# THE REQUEST:
Extract the complete data exactly as given.
================
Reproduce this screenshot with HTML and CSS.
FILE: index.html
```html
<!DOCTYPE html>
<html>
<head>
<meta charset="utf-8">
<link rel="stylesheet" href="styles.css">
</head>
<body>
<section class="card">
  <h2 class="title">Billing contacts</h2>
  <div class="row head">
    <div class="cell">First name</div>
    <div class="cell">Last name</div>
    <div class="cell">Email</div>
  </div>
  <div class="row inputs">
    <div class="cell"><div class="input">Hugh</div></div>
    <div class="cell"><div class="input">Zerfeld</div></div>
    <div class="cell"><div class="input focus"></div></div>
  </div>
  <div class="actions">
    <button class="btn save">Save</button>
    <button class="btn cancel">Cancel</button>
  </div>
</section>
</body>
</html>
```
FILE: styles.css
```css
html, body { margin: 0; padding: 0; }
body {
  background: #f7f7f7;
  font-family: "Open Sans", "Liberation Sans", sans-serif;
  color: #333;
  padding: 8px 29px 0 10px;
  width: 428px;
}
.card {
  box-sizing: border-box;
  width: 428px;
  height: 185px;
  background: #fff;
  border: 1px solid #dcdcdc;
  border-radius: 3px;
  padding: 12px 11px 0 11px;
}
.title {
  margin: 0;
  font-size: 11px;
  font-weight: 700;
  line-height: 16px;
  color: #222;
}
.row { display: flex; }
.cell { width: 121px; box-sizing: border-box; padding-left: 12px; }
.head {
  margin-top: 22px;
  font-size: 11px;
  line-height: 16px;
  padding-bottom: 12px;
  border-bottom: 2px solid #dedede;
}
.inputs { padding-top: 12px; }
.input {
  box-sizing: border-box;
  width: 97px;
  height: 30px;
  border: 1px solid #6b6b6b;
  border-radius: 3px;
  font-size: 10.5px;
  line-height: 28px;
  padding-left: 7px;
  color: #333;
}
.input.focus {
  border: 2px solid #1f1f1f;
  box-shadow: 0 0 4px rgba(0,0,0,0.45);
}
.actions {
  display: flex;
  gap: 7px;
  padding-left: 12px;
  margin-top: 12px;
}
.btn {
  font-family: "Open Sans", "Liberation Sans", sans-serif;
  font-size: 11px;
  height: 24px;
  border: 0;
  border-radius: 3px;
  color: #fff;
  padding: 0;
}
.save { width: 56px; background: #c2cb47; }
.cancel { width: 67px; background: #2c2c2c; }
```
================
# ANSWER TO THIS TASK:
Reproduce this screenshot with HTML and CSS.
FILE: index.html
```html
<!DOCTYPE html>
<html>
<head>
<meta charset="utf-8">
<link rel="stylesheet" href="styles.css">
</head>
<body>
<section class="card">
  <h2 class="title">Billing contacts</h2>
  <div class="row head">
    <div class="cell">First name</div>
    <div class="cell">Last name</div>
    <div class="cell">Email</div>
  </div>
  <div class="row inputs">
    <div class="cell"><div class="input">Hugh</div></div>
    <div class="cell"><div class="input">Zerfeld</div></div>
    <div class="cell"><div class="input focus"></div></div>
  </div>
  <div class="actions">
    <button class="btn save">Save</button>
    <button class="btn cancel">Cancel</button>
  </div>
</section>
</body>
</html>
```
FILE: styles.css
```css
html, body { margin: 0; padding: 0; }
body {
  background: #f7f7f7;
  font-family: "Open Sans", "Liberation Sans", sans-serif;
  color: #333;
  padding: 8px 29px 0 10px;
  width: 428px;
}
.card {
  box-sizing: border-box;
  width: 428px;
  height: 185px;
  background: #fff;
  border: 1px solid #dcdcdc;
  border-radius: 3px;
  padding: 12px 11px 0 11px;
}
.title {
  margin: 0;
  font-size: 11px;
  font-weight: 700;
  line-height: 16px;
  color: #222;
}
.row { display: flex; }
.cell { width: 121px; box-sizing: border-box; padding-left: 12px; }
.head {
  margin-top: 22px;
  font-size: 11px;
  line-height: 16px;
  padding-bottom: 12px;
  border-bottom: 2px solid #dedede;
}
.inputs { padding-top: 12px; }
.input {
  box-sizing: border-box;
  width: 97px;
  height: 30px;
  border: 1px solid #6b6b6b;
  border-radius: 3px;
  font-size: 10.5px;
  line-height: 28px;
  padding-left: 7px;
  color: #333;
}
.input.focus {
  border: 2px solid #1f1f1f;
  box-shadow: 0 0 4px rgba(0,0,0,0.45);
}
.actions {
  display: flex;
  gap: 7px;
  padding-left: 12px;
  margin-top: 12px;
}
.btn {
  font-family: "Open Sans", "Liberation Sans", sans-serif;
  font-size: 11px;
  height: 24px;
  border: 0;
  border-radius: 3px;
  color: #fff;
  padding: 0;
}
.save { width: 56px; background: #c2cb47; }
.cancel { width: 67px; background: #2c2c2c; }
```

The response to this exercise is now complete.